• EUR/DKK likely to fall to 9.00 within a year, says Danske bank

    Source: FxWire Pro - Commentary / 15 Jun 2017 04:19:31   America/New_York

    The krone has fallen relatively far since mid-February despite growth in the Norwegian economy surprising to the upside. Slightly lower inflation than anticipated may have fuelled expectations of Norges Bank having to cut interest rates further, but otherwise it seems that the krone has fallen mainly as a result of external factors.

    Naturally the drop in oil prices has been one important factor in the krone’s depreciation. Ever higher production and rig counts in the US shale oil industry have prevented oil stocks from falling as far as many had predicted. A glut of oil has therefore put pressure on prices despite OPEC extending its production cuts through to Q1 next year.
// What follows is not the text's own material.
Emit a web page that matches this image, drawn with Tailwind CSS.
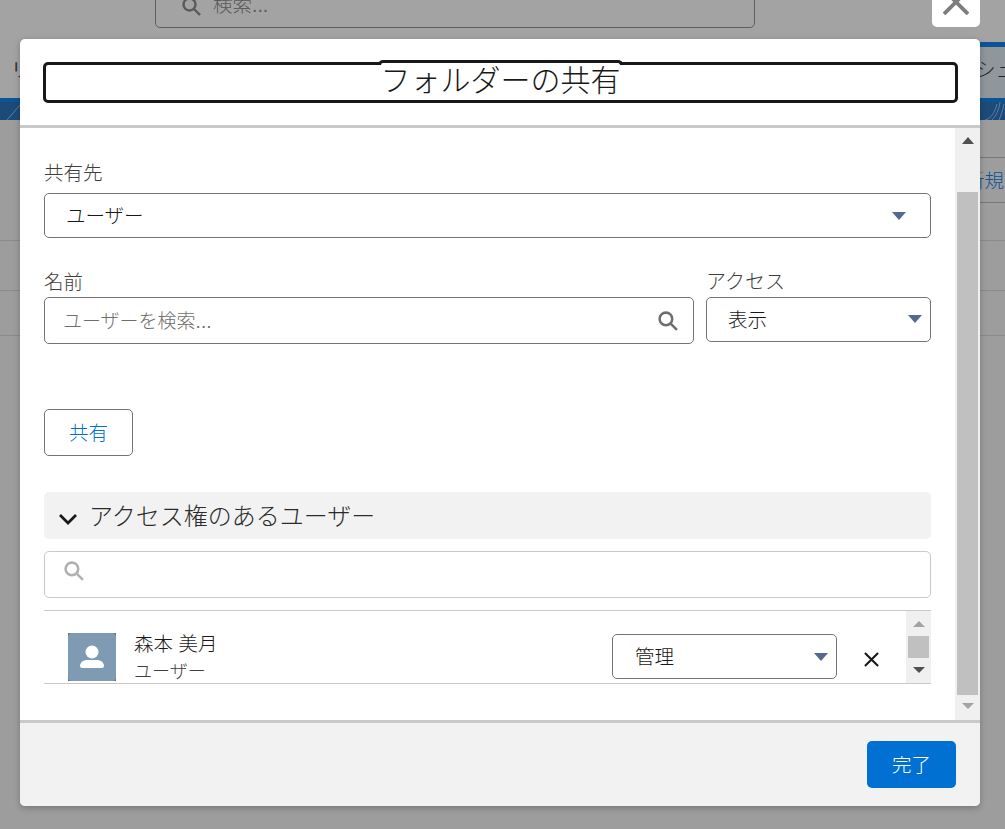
<!DOCTYPE html>
<html lang="ja">
<head>
<meta charset="UTF-8" />
<title>フォルダーの共有</title>
<script src="https://cdn.jsdelivr.net/npm/@tailwindcss/browser@4"></script>
</head>
<body class="relative w-[1005px] h-[829px] overflow-hidden bg-[#9d9d9d] font-light font-['Liberation_Sans','Noto_Sans_CJK_JP',sans-serif] text-[#181818]">

<!-- page behind the dimmed overlay -->
<div class="absolute inset-0 overflow-hidden">
  <div class="absolute left-0 top-0 w-full h-[98px] bg-[#a3a3a3]"></div>
  <div class="absolute left-[155px] top-[-20px] w-[600px] h-[48px] rounded-[5px] border border-[#5f5f5f] flex items-center pl-[25px] gap-[12px] text-[#5a5a5a] text-[19.5px]">
    <svg class="w-[20px] h-[20px] mt-[3px]" viewBox="0 0 20 20" fill="none" stroke="#5a5a5a" stroke-width="2.4"><circle cx="8.5" cy="8.5" r="6"/><path d="M13 13l6 6"/></svg>
    <span class="mt-[4px]">検索...</span>
  </div>
  <div class="absolute left-[932px] top-[-10px] w-[48px] h-[37px] bg-white rounded-[5px]">
    <svg class="absolute left-[11px] top-[-1px] w-[26px] h-[26px]" viewBox="0 0 26 26" stroke="#7d7d7d" stroke-width="3.8" fill="none"><path d="M1 1l24 24M25 1L1 25"/></svg>
  </div>
  <div class="absolute left-[11px] top-[56px] text-[19.5px] font-normal text-[#333]">リ</div>
  <div class="absolute left-[980px] top-[42px] w-[25px] h-[5px] bg-[#0b5596]"></div>
  <div class="absolute left-[980px] top-[47px] w-[25px] h-[51px] bg-[#8f969c]"></div>
  <div class="absolute left-[976px] top-[56px] text-[19.5px] text-[#222] whitespace-nowrap">シュ</div>
  <div class="absolute left-0 top-[98px] w-full h-[4px] bg-[#0b5596]"></div>
  <div class="absolute left-0 top-[102px] w-full h-[18px] bg-[#1d4a78]"></div>
  <svg class="absolute left-0 top-[98px] w-[1005px] h-[22px]" viewBox="0 0 1005 22" fill="none" stroke="#5b7fa3" stroke-width="1">
    <path d="M7 22L20 7"/>
    <path d="M985 22c6-1 10-8 12-16M992 22c4-4 7-10 8-18M999 22c2-5 4-10 5-16"/>
  </svg>
  <div class="absolute left-[980px] top-[157px] w-[25px] h-px bg-[#777]"></div>
  <div class="absolute left-[965px] top-[167px] text-[19.5px] text-[#0b5596] whitespace-nowrap">新規</div>
  <div class="absolute left-[980px] top-[202px] w-[25px] h-px bg-[#777]"></div>
  <div class="absolute left-0 top-[240px] w-full h-px bg-[#8a8a8a]"></div>
  <div class="absolute left-0 top-[290px] w-full h-px bg-[#8a8a8a]"></div>
  <div class="absolute left-0 top-[335px] w-full h-px bg-[#8a8a8a]"></div>
</div>

<!-- modal -->
<div class="absolute left-[20px] top-[39px] w-[960px] h-[767px] flex flex-col rounded-[5px] bg-white shadow-[0_2px_6px_rgba(0,0,0,0.25)] overflow-hidden">
  <header class="h-[89px] shrink-0 border-b-[3px] border-[#c9c9c9] pt-[23px] px-[23px]">
    <div class="relative h-[41px] w-[915px] border-[3px] border-[#181818] rounded-[5px]">
      <div class="absolute left-[332px] top-[-5px] h-[5px] w-[245px] border-t-[3px] border-x-[3px] border-[#181818] bg-white rounded-t-[5px]"></div>
      <h2 class="absolute inset-x-0 top-[-3px] text-center text-[30px] leading-[38px] font-light">フォルダーの共有</h2>
    </div>
  </header>

  <div class="flex-1 flex min-h-0">
    <main class="w-[935px] px-[24px] pt-[33px]">
      <label class="block text-[19.5px] leading-[24px] text-[#3e3e3c]">共有先</label>
      <div class="mt-[8px] h-[45px] rounded-[5px] border border-[#747474] flex items-center justify-between pl-[21px] pr-[24px] text-[19.5px]">
        <span class="mt-[2px]">ユーザー</span>
        <span class="w-0 h-0 mt-[1px] border-x-[7px] border-x-transparent border-t-[8px] border-t-[#54698d]"></span>
      </div>

      <div class="mt-[30px] flex gap-[12px]">
        <div class="w-[650px]">
          <label class="block text-[19.5px] leading-[24px] mt-[2px] mb-[-2px] text-[#3e3e3c]">名前</label>
          <div class="mt-[5px] h-[47px] rounded-[5px] border border-[#747474] flex items-center justify-between pl-[18px] pr-[15px] text-[19px] text-[#706e6b]">
            <span class="mt-[3px]">ユーザーを検索...</span>
            <svg class="w-[21px] h-[21px]" viewBox="0 0 20 20" fill="none" stroke="#706e6b" stroke-width="2.4"><circle cx="8.5" cy="8.5" r="6"/><path d="M13 13l6 6"/></svg>
          </div>
        </div>
        <div class="w-[225px]">
          <label class="block text-[20px] leading-[24px] mt-[2px] mb-[-2px] text-[#3e3e3c]">アクセス</label>
          <div class="mt-[5px] h-[45px] rounded-[5px] border border-[#747474] flex items-center justify-between pl-[21px] pr-[8px] text-[19.5px]">
            <span class="mt-[3px]">表示</span>
            <span class="w-0 h-0 mb-[1px] border-x-[7px] border-x-transparent border-t-[8px] border-t-[#54698d]"></span>
          </div>
        </div>
      </div>

      <button class="mt-[65px] block w-[89px] h-[47px] pt-[2px] rounded-[5px] border border-[#747474] bg-white text-[#0070d2] text-[19.5px] font-light">共有</button>

      <section class="mt-[36px] h-[47px] rounded-[5px] bg-[#f2f2f2] flex items-center pl-[14px] gap-[11px]">
        <svg class="w-[20px] h-[20px] mt-[8px]" viewBox="0 0 20 20" fill="none" stroke="#181818" stroke-width="2.7"><path d="M2 5l8 8 8-8"/></svg>
        <span class="text-[24px] mt-[2px] text-[#2b2b2b]">アクセス権のあるユーザー</span>
      </section>

      <div class="mt-[12px] h-[47px] rounded-[5px] border border-[#c9c9c9] pl-[18px] pt-[8px]">
        <svg class="w-[21px] h-[21px]" viewBox="0 0 20 20" fill="none" stroke="#b0b0b0" stroke-width="2.4"><circle cx="8.5" cy="8.5" r="6"/><path d="M13 13l6 6"/></svg>
      </div>

      <div class="mt-[12px] h-[74px] border-y border-[#c9c9c9] flex">
        <div class="flex-1 flex pl-[24px] pt-[22px]">
          <div class="w-[48px] h-[48px] bg-[#6e6e6e]">
            <div class="w-full h-full rounded-[4px] bg-[#7f9ab3] flex items-center justify-center">
              <svg class="w-[28px] h-[28px]" viewBox="0 0 28 28" fill="white"><circle cx="14" cy="9" r="6.5"/><path d="M2 23c0-4 4-6 7-6h10c3 0 7 2 7 6 0 1-1 2-2 2H4c-1 0-2-1-2-2z"/></svg>
            </div>
          </div>
          <div class="ml-[18px] mt-[-2px]">
            <div class="text-[19.5px] leading-[26px] text-[#181818]">森本 美月</div>
            <div class="text-[18px] leading-[28px] mt-[1px] text-[#3e3e3c]">ユーザー</div>
          </div>
          <div class="ml-auto mt-[1px] w-[225px] h-[45px] rounded-[5px] border border-[#747474] bg-white flex items-center justify-between pl-[22px] pr-[8px] text-[19.5px]">
            <span class="mt-[3px]">管理</span>
            <span class="w-0 h-0 border-x-[7px] border-x-transparent border-t-[8px] border-t-[#54698d]"></span>
          </div>
          <svg class="w-[15px] h-[15px] ml-[27px] mr-[27px] mt-[19px]" viewBox="0 0 16 16" stroke="#181818" stroke-width="2.2" fill="none"><path d="M1 1l14 14M15 1L1 15"/></svg>
        </div>
        <div class="w-[25px] bg-[#f0f0f0] flex flex-col items-center">
          <span class="mt-[10px] w-0 h-0 border-x-[6px] border-x-transparent border-b-[6px] border-b-[#a3a3a3]"></span>
          <span class="mt-[9px] w-[21px] h-[22px] bg-[#c0c0c0]"></span>
          <span class="mt-[9px] w-0 h-0 border-x-[6px] border-x-transparent border-t-[6px] border-t-[#505050]"></span>
        </div>
      </div>
    </main>

    <aside class="w-[25px] bg-[#f0f0f0] flex flex-col items-center">
      <span class="mt-[9px] w-0 h-0 border-x-[6px] border-x-transparent border-b-[7px] border-b-[#505050]"></span>
      <span class="mt-[48px] w-[21px] h-[503px] bg-[#c0c0c0]"></span>
      <span class="mt-[8px] w-0 h-0 border-x-[6px] border-x-transparent border-t-[6px] border-t-[#a3a3a3]"></span>
    </aside>
  </div>

  <footer class="h-[86px] shrink-0 border-t-[3px] border-[#c9c9c9] bg-[#f2f2f2] flex justify-end items-start pt-[18px] pr-[24px]">
    <button class="w-[89px] h-[47px] pt-[2px] rounded-[5px] bg-[#0070d2] text-white text-[19.5px] font-light">完了</button>
  </footer>
</div>
</body>
</html>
    A weaker growth outlook in China has also sown the seeds of doubt about the future strength of demand for oil. The combination of the two has pushed the price of oil below USD 48/bbl. There has also been general pressure on all commodity-based currencies, including the Canadian, Australian and New Zealand dollars, which have fallen more or less as far as the krone in recent months.

    "Given these external factors, we do not anticipate any immediate rally in the krone despite being more optimistic about the domestic economy. In the slightly longer term, though, we expect the combination of slightly higher oil prices and growing expectations of rate increases in Norway to be positive for the krone. We therefore expect the krone to gain against the euro, for example, with the EUR/DKK rate falling to 9.00 in a year’s time," Danske Bank commented in its latest research report.